:: Data listing ::
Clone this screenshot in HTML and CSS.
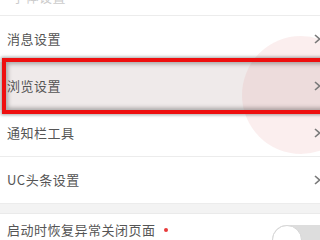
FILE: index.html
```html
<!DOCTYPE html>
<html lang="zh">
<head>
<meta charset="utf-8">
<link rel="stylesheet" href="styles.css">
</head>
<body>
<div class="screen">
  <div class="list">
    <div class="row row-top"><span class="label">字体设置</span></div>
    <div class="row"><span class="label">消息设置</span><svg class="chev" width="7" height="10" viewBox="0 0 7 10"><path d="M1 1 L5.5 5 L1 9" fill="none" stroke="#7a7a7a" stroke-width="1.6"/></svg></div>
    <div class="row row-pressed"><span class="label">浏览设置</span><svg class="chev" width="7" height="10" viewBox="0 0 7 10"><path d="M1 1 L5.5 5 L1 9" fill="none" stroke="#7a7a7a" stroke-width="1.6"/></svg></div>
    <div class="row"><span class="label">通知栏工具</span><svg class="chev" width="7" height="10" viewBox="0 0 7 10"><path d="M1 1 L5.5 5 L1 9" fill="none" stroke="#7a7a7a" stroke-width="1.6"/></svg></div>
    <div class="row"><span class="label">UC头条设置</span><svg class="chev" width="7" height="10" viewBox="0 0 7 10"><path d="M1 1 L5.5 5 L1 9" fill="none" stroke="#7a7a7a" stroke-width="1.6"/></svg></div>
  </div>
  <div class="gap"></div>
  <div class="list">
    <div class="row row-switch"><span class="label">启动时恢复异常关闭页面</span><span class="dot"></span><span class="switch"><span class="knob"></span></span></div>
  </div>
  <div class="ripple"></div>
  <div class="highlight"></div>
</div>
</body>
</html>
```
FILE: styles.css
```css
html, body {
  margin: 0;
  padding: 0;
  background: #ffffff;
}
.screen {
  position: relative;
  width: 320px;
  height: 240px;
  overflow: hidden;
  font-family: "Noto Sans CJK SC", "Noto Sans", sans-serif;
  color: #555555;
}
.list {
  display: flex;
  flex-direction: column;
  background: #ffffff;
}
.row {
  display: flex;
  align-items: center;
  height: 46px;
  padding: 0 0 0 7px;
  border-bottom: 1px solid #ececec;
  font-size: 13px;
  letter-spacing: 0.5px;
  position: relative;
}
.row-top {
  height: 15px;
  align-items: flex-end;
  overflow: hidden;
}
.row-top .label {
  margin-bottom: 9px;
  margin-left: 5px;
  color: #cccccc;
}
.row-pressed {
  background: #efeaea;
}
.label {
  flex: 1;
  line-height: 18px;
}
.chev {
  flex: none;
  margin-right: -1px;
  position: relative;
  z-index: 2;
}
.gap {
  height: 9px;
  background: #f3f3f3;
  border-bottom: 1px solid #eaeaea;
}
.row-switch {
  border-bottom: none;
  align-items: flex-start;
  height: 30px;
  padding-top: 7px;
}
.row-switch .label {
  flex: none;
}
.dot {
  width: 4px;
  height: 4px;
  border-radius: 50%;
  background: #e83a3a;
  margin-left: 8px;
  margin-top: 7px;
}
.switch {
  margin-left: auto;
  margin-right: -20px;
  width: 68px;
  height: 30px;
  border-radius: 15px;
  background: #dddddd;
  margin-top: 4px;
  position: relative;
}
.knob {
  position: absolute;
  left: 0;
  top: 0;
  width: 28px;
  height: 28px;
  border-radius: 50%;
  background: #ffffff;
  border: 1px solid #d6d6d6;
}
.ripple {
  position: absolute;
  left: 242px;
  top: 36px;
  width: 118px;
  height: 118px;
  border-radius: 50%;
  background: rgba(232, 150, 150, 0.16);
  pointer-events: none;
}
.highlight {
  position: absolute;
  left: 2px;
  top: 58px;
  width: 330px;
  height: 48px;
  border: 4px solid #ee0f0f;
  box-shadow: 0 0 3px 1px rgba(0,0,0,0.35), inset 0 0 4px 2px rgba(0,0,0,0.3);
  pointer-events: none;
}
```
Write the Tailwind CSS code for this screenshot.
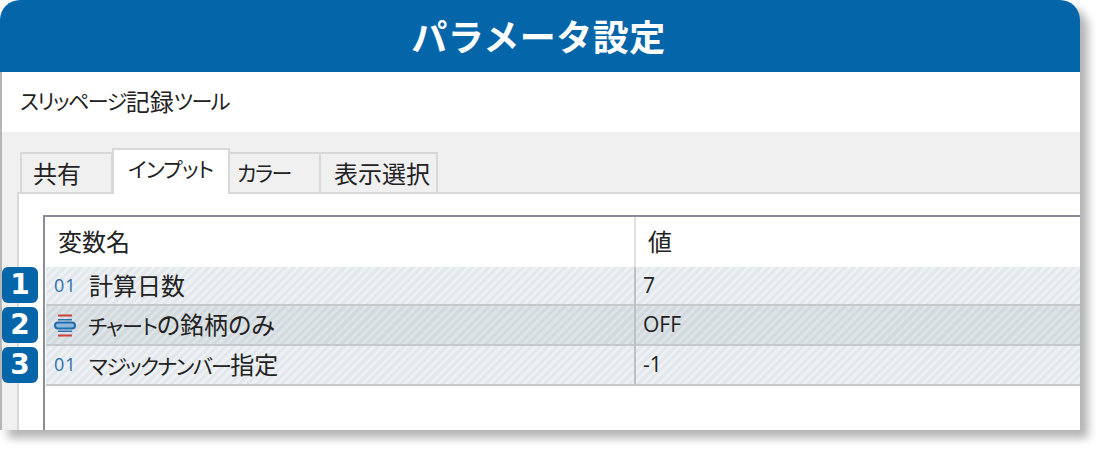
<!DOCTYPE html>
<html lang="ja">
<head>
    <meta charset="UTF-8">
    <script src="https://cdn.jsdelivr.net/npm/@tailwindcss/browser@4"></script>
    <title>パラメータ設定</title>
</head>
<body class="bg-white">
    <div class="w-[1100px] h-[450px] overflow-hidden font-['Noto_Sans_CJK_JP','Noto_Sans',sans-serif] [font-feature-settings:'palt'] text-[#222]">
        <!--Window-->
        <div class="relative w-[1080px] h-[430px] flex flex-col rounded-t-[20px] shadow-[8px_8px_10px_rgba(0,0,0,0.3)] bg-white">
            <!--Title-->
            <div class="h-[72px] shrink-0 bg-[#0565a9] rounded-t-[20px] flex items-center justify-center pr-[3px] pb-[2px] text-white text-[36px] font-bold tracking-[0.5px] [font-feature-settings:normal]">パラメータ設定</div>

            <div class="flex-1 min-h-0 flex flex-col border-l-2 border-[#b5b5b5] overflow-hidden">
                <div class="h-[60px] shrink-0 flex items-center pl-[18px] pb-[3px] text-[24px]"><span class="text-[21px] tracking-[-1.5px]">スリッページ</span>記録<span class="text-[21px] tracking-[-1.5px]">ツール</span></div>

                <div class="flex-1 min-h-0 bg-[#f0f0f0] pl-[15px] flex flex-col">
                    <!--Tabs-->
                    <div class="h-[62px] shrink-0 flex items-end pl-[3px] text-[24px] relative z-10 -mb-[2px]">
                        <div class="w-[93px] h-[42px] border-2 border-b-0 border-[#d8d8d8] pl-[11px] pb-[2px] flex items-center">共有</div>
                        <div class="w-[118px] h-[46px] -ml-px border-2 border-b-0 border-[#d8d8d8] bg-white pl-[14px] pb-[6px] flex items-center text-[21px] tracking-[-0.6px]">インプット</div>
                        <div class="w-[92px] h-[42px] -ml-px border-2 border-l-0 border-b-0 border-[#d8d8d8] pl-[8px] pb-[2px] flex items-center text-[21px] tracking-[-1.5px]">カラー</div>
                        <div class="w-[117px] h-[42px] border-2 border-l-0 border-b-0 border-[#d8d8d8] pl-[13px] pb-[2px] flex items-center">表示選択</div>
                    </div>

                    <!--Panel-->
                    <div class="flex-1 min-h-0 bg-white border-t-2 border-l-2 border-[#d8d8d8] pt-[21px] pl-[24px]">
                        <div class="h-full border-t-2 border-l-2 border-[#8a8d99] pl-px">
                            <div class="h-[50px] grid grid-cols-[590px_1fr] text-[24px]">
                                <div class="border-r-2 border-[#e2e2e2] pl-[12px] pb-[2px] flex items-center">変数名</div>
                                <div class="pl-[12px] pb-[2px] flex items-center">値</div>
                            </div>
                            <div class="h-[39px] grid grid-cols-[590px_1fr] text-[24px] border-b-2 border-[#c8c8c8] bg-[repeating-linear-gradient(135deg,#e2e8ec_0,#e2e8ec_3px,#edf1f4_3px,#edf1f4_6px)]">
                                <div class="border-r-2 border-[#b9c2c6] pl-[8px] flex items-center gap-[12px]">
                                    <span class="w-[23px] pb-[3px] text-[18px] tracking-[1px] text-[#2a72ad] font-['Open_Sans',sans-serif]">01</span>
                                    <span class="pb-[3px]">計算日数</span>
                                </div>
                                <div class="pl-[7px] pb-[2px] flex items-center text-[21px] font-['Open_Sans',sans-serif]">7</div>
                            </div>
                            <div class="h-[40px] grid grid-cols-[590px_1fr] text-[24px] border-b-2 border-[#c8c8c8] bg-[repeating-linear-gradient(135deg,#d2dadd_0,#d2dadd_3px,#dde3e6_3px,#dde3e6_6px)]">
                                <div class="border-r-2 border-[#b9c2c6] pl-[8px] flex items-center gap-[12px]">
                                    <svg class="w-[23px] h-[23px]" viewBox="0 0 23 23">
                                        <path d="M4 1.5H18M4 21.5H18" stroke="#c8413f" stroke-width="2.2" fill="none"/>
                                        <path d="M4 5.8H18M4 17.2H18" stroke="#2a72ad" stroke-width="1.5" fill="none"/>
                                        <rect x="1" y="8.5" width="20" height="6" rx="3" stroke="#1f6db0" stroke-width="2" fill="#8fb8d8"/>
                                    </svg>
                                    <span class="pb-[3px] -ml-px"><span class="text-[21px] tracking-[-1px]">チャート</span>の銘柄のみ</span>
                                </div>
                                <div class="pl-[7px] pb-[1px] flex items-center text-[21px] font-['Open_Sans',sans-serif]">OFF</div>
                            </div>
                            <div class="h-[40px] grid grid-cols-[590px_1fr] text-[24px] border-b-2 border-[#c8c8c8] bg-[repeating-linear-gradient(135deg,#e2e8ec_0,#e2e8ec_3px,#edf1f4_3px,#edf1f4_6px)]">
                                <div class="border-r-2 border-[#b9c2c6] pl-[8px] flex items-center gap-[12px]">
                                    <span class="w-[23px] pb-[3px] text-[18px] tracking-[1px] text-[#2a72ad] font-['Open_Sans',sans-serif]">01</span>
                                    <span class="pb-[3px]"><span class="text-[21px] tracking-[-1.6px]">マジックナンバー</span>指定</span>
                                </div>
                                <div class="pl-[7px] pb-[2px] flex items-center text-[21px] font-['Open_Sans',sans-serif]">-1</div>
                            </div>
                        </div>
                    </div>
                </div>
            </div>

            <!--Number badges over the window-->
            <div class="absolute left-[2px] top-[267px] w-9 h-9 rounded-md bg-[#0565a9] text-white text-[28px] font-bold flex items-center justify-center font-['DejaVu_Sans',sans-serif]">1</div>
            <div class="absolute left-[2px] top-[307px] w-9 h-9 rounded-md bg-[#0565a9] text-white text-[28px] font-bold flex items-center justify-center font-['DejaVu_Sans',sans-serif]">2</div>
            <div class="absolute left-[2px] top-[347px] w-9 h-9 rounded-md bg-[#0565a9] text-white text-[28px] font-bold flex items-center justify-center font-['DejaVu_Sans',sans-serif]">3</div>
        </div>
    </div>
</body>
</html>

:: Required task ::
Skip the pictures. Set down only the lines from the one containing "Write the Tailwind" through the one containing "shrink-0 flex items-center", exactly as they appear, ends included.

:: The output ::
Write the Tailwind CSS code for this screenshot.
<!DOCTYPE html>
<html lang="ja">
<head>
    <meta charset="UTF-8">
    <script src="https://cdn.jsdelivr.net/npm/@tailwindcss/browser@4"></script>
    <title>パラメータ設定</title>
</head>
<body class="bg-white">
    <div class="w-[1100px] h-[450px] overflow-hidden font-['Noto_Sans_CJK_JP','Noto_Sans',sans-serif] [font-feature-settings:'palt'] text-[#222]">
        <!--Window-->
        <div class="relative w-[1080px] h-[430px] flex flex-col rounded-t-[20px] shadow-[8px_8px_10px_rgba(0,0,0,0.3)] bg-white">
            <!--Title-->
            <div class="h-[72px] shrink-0 bg-[#0565a9] rounded-t-[20px] flex items-center justify-center pr-[3px] pb-[2px] text-white text-[36px] font-bold tracking-[0.5px] [font-feature-settings:normal]">パラメータ設定</div>

            <div class="flex-1 min-h-0 flex flex-col border-l-2 border-[#b5b5b5] overflow-hidden">
                <div class="h-[60px] shrink-0 flex items-center pl-[18px] pb-[3px] text-[24px]"><span class="text-[21px] tracking-[-1.5px]">スリッページ</span>記録<span class="text-[21px] tracking-[-1.5px]">ツール</span></div>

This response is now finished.